***** Dataset section *****
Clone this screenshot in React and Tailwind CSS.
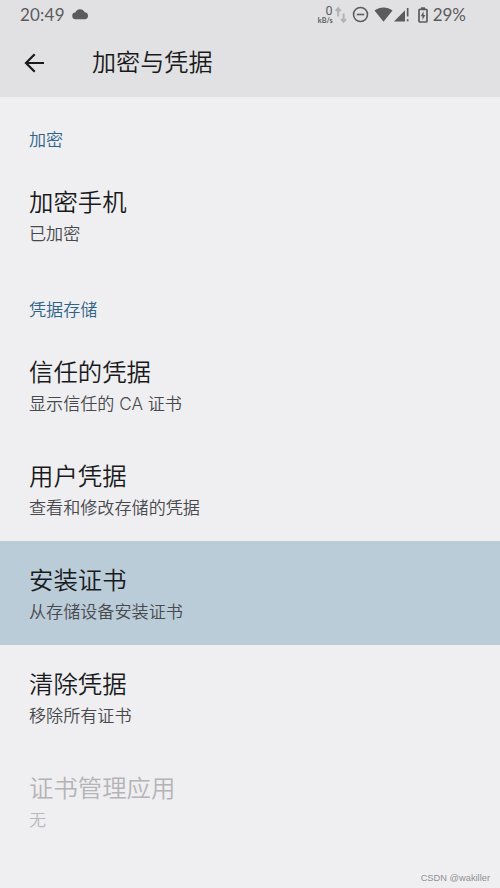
const sections = [
  {
    label: "加密",
    items: [{ title: "加密手机", summary: "已加密" }],
  },
  {
    label: "凭据存储",
    items: [
      { title: "信任的凭据", summary: "显示信任的 CA 证书" },
      { title: "用户凭据", summary: "查看和修改存储的凭据" },
      { title: "安装证书", summary: "从存储设备安装证书", active: true },
      { title: "清除凭据", summary: "移除所有证书" },
      { title: "证书管理应用", summary: "无", disabled: true },
    ],
  },
];

function StatusBar() {
  return (
    <div className="flex h-[29px] items-center pl-[20px] pr-[34px] font-['Lato','Noto_Sans_CJK_SC',sans-serif] font-normal text-[#5b5b5e]">
      <span className="w-[46px] whitespace-nowrap text-[17px] leading-5 tracking-[0.2px]">20:49</span>
      <svg className="ml-[6px] -mt-px" width="17" height="12" viewBox="0 0 17 12" fill="currentColor">
        <path d="M3.8 11.2a3.3 3.3 0 0 1-.5-6.6A5 5 0 0 1 12.6 4.3a3.5 3.5 0 0 1 .7 6.9z" />
      </svg>
      <div className="ml-auto flex items-center">
        <div className="flex w-4 flex-col items-end">
          <span className="text-[12.5px] leading-[11px] font-['Roboto',sans-serif]">0</span>
          <span className="mt-[1px] text-[7.2px] leading-[7px] font-bold">kB/s</span>
        </div>
        <svg className="ml-[2px]" width="12" height="18" viewBox="0 0 12 18" fill="none" stroke="#b3b3b6" strokeWidth="2">
          <path d="M3.2 10.5V2.5M.8 5l2.4-2.7L5.6 5M8.6 7.5v8M6.2 13l2.4 2.7L11 13" />
        </svg>
        <svg className="ml-[5px]" width="17" height="17" viewBox="0 0 17 17" fill="none" stroke="currentColor" strokeWidth="1.6">
          <circle cx="8.5" cy="8.5" r="7" />
          <path d="M4.8 8.5h7.4" />
        </svg>
        <svg className="ml-[5px]" width="19" height="15" viewBox="0 0 19 15" fill="currentColor">
          <path d="M.5 3.6C5.7-.6 13.3-.6 18.5 3.6L9.5 14.7z" />
        </svg>
        <svg className="ml-[1px]" width="16" height="15" viewBox="0 0 16 15" fill="currentColor">
          <path d="M0 14.5 11 3.3v11.2zM12.8 1h1.7v8.5h-1.7zM12.8 12.3h1.7v2h-1.7z" />
        </svg>
        <svg className="ml-2" width="10" height="16" viewBox="0 0 10 16">
          <path d="M3 .3h4v2H3z" fill="currentColor" />
          <rect x="1" y="2.3" width="8" height="12.7" rx="1" fill="none" stroke="currentColor" strokeWidth="1.7" />
          <path d="M5.6 4.3 2.7 9.2h1.8v3.7l2.9-5H5.6z" fill="currentColor" />
        </svg>
        <span className="ml-[5px] text-[17px] leading-5">29%</span>
      </div>
    </div>
  );
}

function Row({ title, summary, active, disabled }) {
  return (
    <div className={`h-[104px] pt-[21px] pl-[29px] ${active ? "bg-[#bbccd9]" : ""}`}>
      <p className={`text-[24.4px] leading-9 ${disabled ? "text-[#b4b4b6]" : "text-[#191a1c]"}`}>{title}</p>
      <p className={`mt-[2px] text-[17.1px] leading-6 ${disabled ? "text-[#b9b9bb]" : "text-[#48494d]"}`}>{summary}</p>
    </div>
  );
}

export default function App() {
  return (
    <div className="relative h-[888px] w-[500px] overflow-hidden bg-[#efeff1] font-['Inter','Noto_Sans_CJK_SC',sans-serif] font-[350]">
      <header className="h-[97px] bg-[#e1e1e3]">
        <StatusBar />
        <div className="flex h-[68px] items-center pl-6">
          <svg width="20" height="20" viewBox="0 0 20 20" fill="none" stroke="#19191b" strokeWidth="2.2">
            <path d="M20 10H2M10.7 1.3 2 10l8.7 8.7" />
          </svg>
          <h1 className="ml-12 text-[24.1px] leading-9 font-[350] text-[#19191b]">加密与凭据</h1>
        </div>
      </header>
      <main>
        {sections.map((section) => (
          <section key={section.label}>
            <h2 className="h-[66px] pt-[31px] pl-[29px] text-[17.1px] leading-6 font-[350] text-[#2f6489]">{section.label}</h2>
            {section.items.map((item) => (
              <Row key={item.title} {...item} />
            ))}
          </section>
        ))}
      </main>
      <span className="absolute right-[10px] bottom-[3px] font-['Liberation_Sans',sans-serif] text-[9.3px] leading-[14px] text-[#8f8f91]">
        CSDN @wakiller
      </span>
    </div>
  );
}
*****
▸ **Problem requirements**: Quote each line of the listing exactly, but leave the pictures out.

▸ **Result for this exercise**:
Clone this screenshot in React and Tailwind CSS.
const sections = [
  {
    label: "加密",
    items: [{ title: "加密手机", summary: "已加密" }],
  },
  {
    label: "凭据存储",
    items: [
      { title: "信任的凭据", summary: "显示信任的 CA 证书" },
      { title: "用户凭据", summary: "查看和修改存储的凭据" },
      { title: "安装证书", summary: "从存储设备安装证书", active: true },
      { title: "清除凭据", summary: "移除所有证书" },
      { title: "证书管理应用", summary: "无", disabled: true },
    ],
  },
];

function StatusBar() {
  return (
    <div className="flex h-[29px] items-center pl-[20px] pr-[34px] font-['Lato','Noto_Sans_CJK_SC',sans-serif] font-normal text-[#5b5b5e]">
      <span className="w-[46px] whitespace-nowrap text-[17px] leading-5 tracking-[0.2px]">20:49</span>
      <svg className="ml-[6px] -mt-px" width="17" height="12" viewBox="0 0 17 12" fill="currentColor">
        <path d="M3.8 11.2a3.3 3.3 0 0 1-.5-6.6A5 5 0 0 1 12.6 4.3a3.5 3.5 0 0 1 .7 6.9z" />
      </svg>
      <div className="ml-auto flex items-center">
        <div className="flex w-4 flex-col items-end">
          <span className="text-[12.5px] leading-[11px] font-['Roboto',sans-serif]">0</span>
          <span className="mt-[1px] text-[7.2px] leading-[7px] font-bold">kB/s</span>
        </div>
        <svg className="ml-[2px]" width="12" height="18" viewBox="0 0 12 18" fill="none" stroke="#b3b3b6" strokeWidth="2">
          <path d="M3.2 10.5V2.5M.8 5l2.4-2.7L5.6 5M8.6 7.5v8M6.2 13l2.4 2.7L11 13" />
        </svg>
        <svg className="ml-[5px]" width="17" height="17" viewBox="0 0 17 17" fill="none" stroke="currentColor" strokeWidth="1.6">
          <circle cx="8.5" cy="8.5" r="7" />
          <path d="M4.8 8.5h7.4" />
        </svg>
        <svg className="ml-[5px]" width="19" height="15" viewBox="0 0 19 15" fill="currentColor">
          <path d="M.5 3.6C5.7-.6 13.3-.6 18.5 3.6L9.5 14.7z" />
        </svg>
        <svg className="ml-[1px]" width="16" height="15" viewBox="0 0 16 15" fill="currentColor">
          <path d="M0 14.5 11 3.3v11.2zM12.8 1h1.7v8.5h-1.7zM12.8 12.3h1.7v2h-1.7z" />
        </svg>
        <svg className="ml-2" width="10" height="16" viewBox="0 0 10 16">
          <path d="M3 .3h4v2H3z" fill="currentColor" />
          <rect x="1" y="2.3" width="8" height="12.7" rx="1" fill="none" stroke="currentColor" strokeWidth="1.7" />
          <path d="M5.6 4.3 2.7 9.2h1.8v3.7l2.9-5H5.6z" fill="currentColor" />
        </svg>
        <span className="ml-[5px] text-[17px] leading-5">29%</span>
      </div>
    </div>
  );
}

function Row({ title, summary, active, disabled }) {
  return (
    <div className={`h-[104px] pt-[21px] pl-[29px] ${active ? "bg-[#bbccd9]" : ""}`}>
      <p className={`text-[24.4px] leading-9 ${disabled ? "text-[#b4b4b6]" : "text-[#191a1c]"}`}>{title}</p>
      <p className={`mt-[2px] text-[17.1px] leading-6 ${disabled ? "text-[#b9b9bb]" : "text-[#48494d]"}`}>{summary}</p>
    </div>
  );
}

export default function App() {
  return (
    <div className="relative h-[888px] w-[500px] overflow-hidden bg-[#efeff1] font-['Inter','Noto_Sans_CJK_SC',sans-serif] font-[350]">
      <header className="h-[97px] bg-[#e1e1e3]">
        <StatusBar />
        <div className="flex h-[68px] items-center pl-6">
          <svg width="20" height="20" viewBox="0 0 20 20" fill="none" stroke="#19191b" strokeWidth="2.2">
            <path d="M20 10H2M10.7 1.3 2 10l8.7 8.7" />
          </svg>
          <h1 className="ml-12 text-[24.1px] leading-9 font-[350] text-[#19191b]">加密与凭据</h1>
        </div>
      </header>
      <main>
        {sections.map((section) => (
          <section key={section.label}>
            <h2 className="h-[66px] pt-[31px] pl-[29px] text-[17.1px] leading-6 font-[350] text-[#2f6489]">{section.label}</h2>
            {section.items.map((item) => (
              <Row key={item.title} {...item} />
            ))}
          </section>
        ))}
      </main>
      <span className="absolute right-[10px] bottom-[3px] font-['Liberation_Sans',sans-serif] text-[9.3px] leading-[14px] text-[#8f8f91]">
        CSDN @wakiller
      </span>
    </div>
  );
}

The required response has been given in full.